■ Exercise details: Transcribe the full listing exactly, and drop every picture.

■ Information shown:
# # # # # # #

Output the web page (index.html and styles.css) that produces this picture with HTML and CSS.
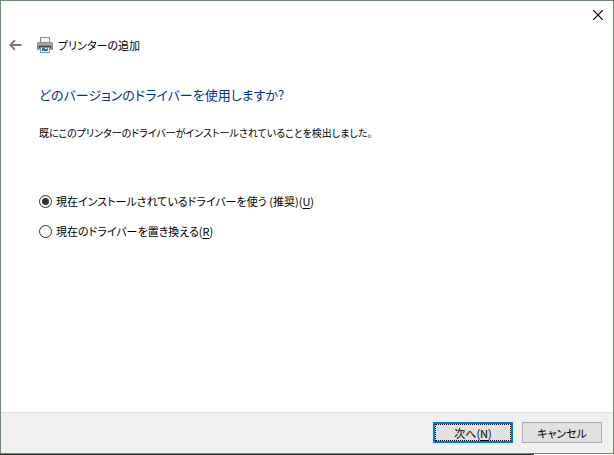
FILE: index.html
```html
<!DOCTYPE html>
<html lang="ja">
<head>
<meta charset="utf-8">
<meta name="viewport" content="width=device-width, initial-scale=1">
<title>プリンターの追加</title>
<link rel="stylesheet" href="styles.css">
</head>
<body>
<form class="dialog">
  <div class="titlebar">
    <button class="icon-button" type="button" aria-label="閉じる">
      <svg width="10" height="10" viewBox="0 0 10 10"><path d="M0 0L10 10M10 0L0 10" stroke="#000" stroke-width="1.2"/></svg>
    </button>
  </div>
  <header class="header">
    <button class="icon-button" type="button" aria-label="戻る">
      <svg width="13" height="12" viewBox="0 0 13 12" fill="none" stroke="#777" stroke-width="1.8"><path d="M1.5 6H12.5M6 1.2L1.2 6L6 10.8"/></svg>
    </button>
    <svg class="printer" width="16" height="16" viewBox="0 0 16 16">
      <path d="M3 0H13V6H3Z" fill="#8a8a8a"/>
      <path d="M4 1H12V5H4Z" fill="#f5f7f7"/>
      <path d="M1 5H15L16 6V13H0V6Z" fill="#85898c"/>
      <path d="M1 6H15V8H1Z" fill="#a7abad"/>
      <path d="M2 9H14V11H2Z" fill="#45494c"/>
      <path d="M0 12H16V13H0Z" fill="#a0a4a6"/>
      <path d="M3 10H13V16H3Z" fill="#8d9194"/>
      <path d="M4 11H12V15H4Z" fill="#f4f8fa"/>
      <path d="M5 11H8V14H5Z" fill="#1683c5"/>
      <path d="M8 12H10V14H8Z" fill="#245c95"/>
      <path d="M10 11H11V14H10Z" fill="#49a486"/>
    </svg>
    <span>プリンターの追加</span>
  </header>
  <main class="content">
    <h1>どのバージョンのドライバーを使用しますか?</h1>
    <p>既にこのプリンターのドライバーがインストールされていることを検出しました。</p>
    <div class="options" role="radiogroup" aria-label="ドライバーの選択">
      <div class="option"><input type="radio" id="use" name="driver" checked><label for="use">現在インストールされているドライバーを使う (推奨)(<u>U</u>)</label></div>
      <div class="option"><input type="radio" id="replace" name="driver"><label for="replace">現在のドライバーを置き換える(<u>R</u>)</label></div>
    </div>
  </main>
  <footer class="footer">
    <button class="button button-primary" type="button"><span>次へ(<u>N</u>)</span></button>
    <button class="button" type="button"><span>キャンセル</span></button>
  </footer>
</form>
<div class="edge"></div>
</body>
</html>
```
FILE: styles.css
```css
* { box-sizing: border-box; }

body {
  display: flex;
  flex-direction: column;
  min-height: 100vh;
  margin: 0;
  background: #fff;
  color: #000;
  font: 11px/18px "Noto Sans CJK JP", sans-serif;
  font-feature-settings: "palt";
}

button, input { margin: 0; font: inherit; color: inherit; font-feature-settings: inherit; }
svg { display: block; }
u { text-underline-offset: 2px; }

.dialog {
  flex: 1;
  display: flex;
  flex-direction: column;
  border: 1px solid #6f876f;
}

.titlebar {
  display: flex;
  justify-content: flex-end;
  padding: 9px 10px;
}

.icon-button {
  padding: 0;
  border: 0;
  background: none;
}

.header {
  display: flex;
  align-items: center;
  padding: 7px 8px;
}

.printer { margin: 0 5px 0 15px; }

.content {
  flex: 1;
  padding: 22px 38px;
}

h1 {
  margin: 0 0 17px;
  color: #003399;
  font-size: 13px;
  font-weight: 400;
  line-height: 24px;
}

p {
  margin: 0 0 50px;
  font-size: 10px;
}

.options { display: grid; gap: 12px; }

.option {
  display: flex;
  align-items: center;
  gap: 4px;
}

.option input {
  appearance: none;
  width: 13px;
  height: 13px;
  border: 1px solid #333;
  border-radius: 50%;
  background: #fff;
}

.option input:checked {
  background: radial-gradient(circle, #333 3px, #fff 4px);
}

.footer {
  display: flex;
  justify-content: flex-end;
  gap: 9px;
  padding: 9px 11px 10px;
  border-top: 1px solid #dfdfdf;
  background: #f0f0f0;
}

.button {
  width: 80px;
  height: 21px;
  padding: 0;
  border: 1px solid #adadad;
  background: #e1e1e1;
  line-height: 18px;
}

.button-primary {
  border: 2px solid #0078d7;
  outline: 1px dotted #000;
  outline-offset: -3px;
  line-height: 16px;
}

.edge {
  width: 87%;
  height: 1px;
  background: #293029;
}
```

# # # # # # #

■ Result of the task:
Output the web page (index.html and styles.css) that produces this picture with HTML and CSS.
FILE: index.html
```html
<!DOCTYPE html>
<html lang="ja">
<head>
<meta charset="utf-8">
<meta name="viewport" content="width=device-width, initial-scale=1">
<title>プリンターの追加</title>
<link rel="stylesheet" href="styles.css">
</head>
<body>
<form class="dialog">
  <div class="titlebar">
    <button class="icon-button" type="button" aria-label="閉じる">
      <svg width="10" height="10" viewBox="0 0 10 10"><path d="M0 0L10 10M10 0L0 10" stroke="#000" stroke-width="1.2"/></svg>
    </button>
  </div>
  <header class="header">
    <button class="icon-button" type="button" aria-label="戻る">
      <svg width="13" height="12" viewBox="0 0 13 12" fill="none" stroke="#777" stroke-width="1.8"><path d="M1.5 6H12.5M6 1.2L1.2 6L6 10.8"/></svg>
    </button>
    <svg class="printer" width="16" height="16" viewBox="0 0 16 16">
      <path d="M3 0H13V6H3Z" fill="#8a8a8a"/>
      <path d="M4 1H12V5H4Z" fill="#f5f7f7"/>
      <path d="M1 5H15L16 6V13H0V6Z" fill="#85898c"/>
      <path d="M1 6H15V8H1Z" fill="#a7abad"/>
      <path d="M2 9H14V11H2Z" fill="#45494c"/>
      <path d="M0 12H16V13H0Z" fill="#a0a4a6"/>
      <path d="M3 10H13V16H3Z" fill="#8d9194"/>
      <path d="M4 11H12V15H4Z" fill="#f4f8fa"/>
      <path d="M5 11H8V14H5Z" fill="#1683c5"/>
      <path d="M8 12H10V14H8Z" fill="#245c95"/>
      <path d="M10 11H11V14H10Z" fill="#49a486"/>
    </svg>
    <span>プリンターの追加</span>
  </header>
  <main class="content">
    <h1>どのバージョンのドライバーを使用しますか?</h1>
    <p>既にこのプリンターのドライバーがインストールされていることを検出しました。</p>
    <div class="options" role="radiogroup" aria-label="ドライバーの選択">
      <div class="option"><input type="radio" id="use" name="driver" checked><label for="use">現在インストールされているドライバーを使う (推奨)(<u>U</u>)</label></div>
      <div class="option"><input type="radio" id="replace" name="driver"><label for="replace">現在のドライバーを置き換える(<u>R</u>)</label></div>
    </div>
  </main>
  <footer class="footer">
    <button class="button button-primary" type="button"><span>次へ(<u>N</u>)</span></button>
    <button class="button" type="button"><span>キャンセル</span></button>
  </footer>
</form>
<div class="edge"></div>
</body>
</html>
```
FILE: styles.css
```css
* { box-sizing: border-box; }

body {
  display: flex;
  flex-direction: column;
  min-height: 100vh;
  margin: 0;
  background: #fff;
  color: #000;
  font: 11px/18px "Noto Sans CJK JP", sans-serif;
  font-feature-settings: "palt";
}

button, input { margin: 0; font: inherit; color: inherit; font-feature-settings: inherit; }
svg { display: block; }
u { text-underline-offset: 2px; }

.dialog {
  flex: 1;
  display: flex;
  flex-direction: column;
  border: 1px solid #6f876f;
}

.titlebar {
  display: flex;
  justify-content: flex-end;
  padding: 9px 10px;
}

.icon-button {
  padding: 0;
  border: 0;
  background: none;
}

.header {
  display: flex;
  align-items: center;
  padding: 7px 8px;
}

.printer { margin: 0 5px 0 15px; }

.content {
  flex: 1;
  padding: 22px 38px;
}

h1 {
  margin: 0 0 17px;
  color: #003399;
  font-size: 13px;
  font-weight: 400;
  line-height: 24px;
}

p {
  margin: 0 0 50px;
  font-size: 10px;
}

.options { display: grid; gap: 12px; }

.option {
  display: flex;
  align-items: center;
  gap: 4px;
}

.option input {
  appearance: none;
  width: 13px;
  height: 13px;
  border: 1px solid #333;
  border-radius: 50%;
  background: #fff;
}

.option input:checked {
  background: radial-gradient(circle, #333 3px, #fff 4px);
}

.footer {
  display: flex;
  justify-content: flex-end;
  gap: 9px;
  padding: 9px 11px 10px;
  border-top: 1px solid #dfdfdf;
  background: #f0f0f0;
}

.button {
  width: 80px;
  height: 21px;
  padding: 0;
  border: 1px solid #adadad;
  background: #e1e1e1;
  line-height: 18px;
}

.button-primary {
  border: 2px solid #0078d7;
  outline: 1px dotted #000;
  outline-offset: -3px;
  line-height: 16px;
}

.edge {
  width: 87%;
  height: 1px;
  background: #293029;
}
```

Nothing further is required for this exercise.